## Set problem:
Exactly the lines from the one with "Write the React" through the one with "import React from 'react';", inclusive, are to be repeated, and the pictures are not.

## Given information:
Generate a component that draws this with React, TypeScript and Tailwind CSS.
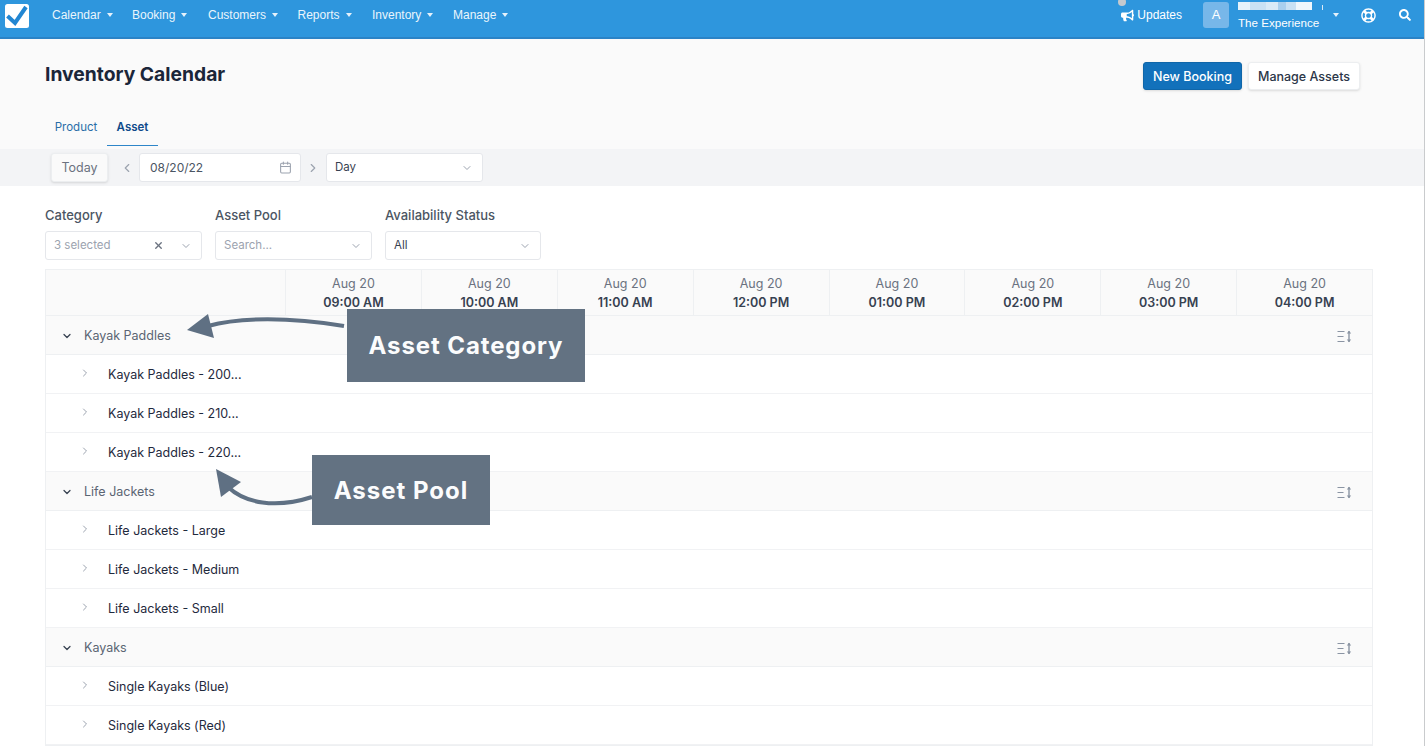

==

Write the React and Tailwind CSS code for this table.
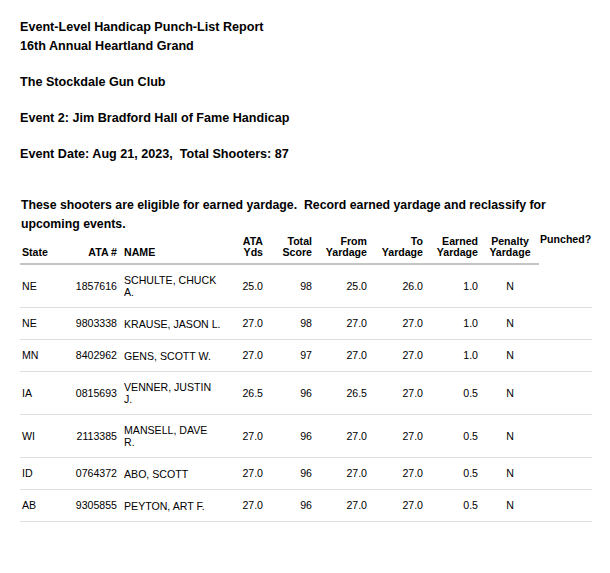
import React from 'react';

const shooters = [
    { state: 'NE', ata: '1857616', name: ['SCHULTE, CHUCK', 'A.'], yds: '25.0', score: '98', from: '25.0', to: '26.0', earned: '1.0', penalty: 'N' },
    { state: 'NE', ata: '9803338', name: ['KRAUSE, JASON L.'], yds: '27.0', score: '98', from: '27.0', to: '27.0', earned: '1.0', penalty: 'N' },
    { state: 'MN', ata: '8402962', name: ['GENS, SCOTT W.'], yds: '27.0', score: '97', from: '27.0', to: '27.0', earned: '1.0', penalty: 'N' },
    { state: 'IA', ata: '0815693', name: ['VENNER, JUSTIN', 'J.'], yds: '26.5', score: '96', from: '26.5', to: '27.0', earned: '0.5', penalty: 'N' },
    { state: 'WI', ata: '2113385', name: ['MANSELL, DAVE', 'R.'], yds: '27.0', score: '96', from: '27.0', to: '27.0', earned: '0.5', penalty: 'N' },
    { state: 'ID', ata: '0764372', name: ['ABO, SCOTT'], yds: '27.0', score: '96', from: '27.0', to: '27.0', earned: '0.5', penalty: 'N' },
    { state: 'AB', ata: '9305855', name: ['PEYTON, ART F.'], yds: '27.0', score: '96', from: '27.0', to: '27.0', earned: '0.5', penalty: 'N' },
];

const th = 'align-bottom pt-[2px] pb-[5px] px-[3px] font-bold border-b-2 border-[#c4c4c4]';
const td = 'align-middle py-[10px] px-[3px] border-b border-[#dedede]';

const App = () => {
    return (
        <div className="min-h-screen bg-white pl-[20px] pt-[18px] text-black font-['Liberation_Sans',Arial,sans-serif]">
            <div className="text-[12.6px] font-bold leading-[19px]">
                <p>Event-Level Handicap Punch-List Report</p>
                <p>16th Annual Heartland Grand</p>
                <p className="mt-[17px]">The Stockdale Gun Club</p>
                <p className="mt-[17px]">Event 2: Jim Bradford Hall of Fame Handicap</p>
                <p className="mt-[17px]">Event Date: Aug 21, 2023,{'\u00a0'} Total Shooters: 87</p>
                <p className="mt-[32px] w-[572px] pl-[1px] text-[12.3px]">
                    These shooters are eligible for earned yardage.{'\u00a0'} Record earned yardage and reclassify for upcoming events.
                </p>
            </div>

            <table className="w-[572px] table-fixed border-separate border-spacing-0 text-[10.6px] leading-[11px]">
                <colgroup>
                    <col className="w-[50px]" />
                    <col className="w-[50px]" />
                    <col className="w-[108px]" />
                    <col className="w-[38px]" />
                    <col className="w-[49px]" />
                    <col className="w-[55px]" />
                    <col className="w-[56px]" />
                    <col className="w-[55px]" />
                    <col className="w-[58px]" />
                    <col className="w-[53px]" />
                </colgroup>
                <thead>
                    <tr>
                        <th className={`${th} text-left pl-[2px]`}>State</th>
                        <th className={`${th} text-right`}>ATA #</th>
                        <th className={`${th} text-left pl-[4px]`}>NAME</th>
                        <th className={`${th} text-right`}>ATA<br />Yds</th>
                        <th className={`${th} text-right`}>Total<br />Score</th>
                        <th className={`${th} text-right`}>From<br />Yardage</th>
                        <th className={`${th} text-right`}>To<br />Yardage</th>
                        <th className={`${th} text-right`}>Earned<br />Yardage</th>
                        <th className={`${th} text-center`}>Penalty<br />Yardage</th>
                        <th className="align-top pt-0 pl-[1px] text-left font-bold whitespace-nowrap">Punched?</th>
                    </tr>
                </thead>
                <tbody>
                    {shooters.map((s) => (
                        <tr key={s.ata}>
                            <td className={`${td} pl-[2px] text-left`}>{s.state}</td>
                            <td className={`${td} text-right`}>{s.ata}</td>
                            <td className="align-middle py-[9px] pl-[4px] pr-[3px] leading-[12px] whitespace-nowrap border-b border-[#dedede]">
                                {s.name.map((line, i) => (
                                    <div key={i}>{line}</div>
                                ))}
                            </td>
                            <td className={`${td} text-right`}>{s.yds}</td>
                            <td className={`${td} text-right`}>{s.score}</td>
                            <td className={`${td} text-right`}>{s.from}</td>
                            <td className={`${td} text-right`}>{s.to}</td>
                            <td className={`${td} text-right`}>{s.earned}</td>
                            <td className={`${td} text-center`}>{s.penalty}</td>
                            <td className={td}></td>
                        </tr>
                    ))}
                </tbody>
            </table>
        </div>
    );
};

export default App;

## Exercise response:
Write the React and Tailwind CSS code for this table.
import React from 'react';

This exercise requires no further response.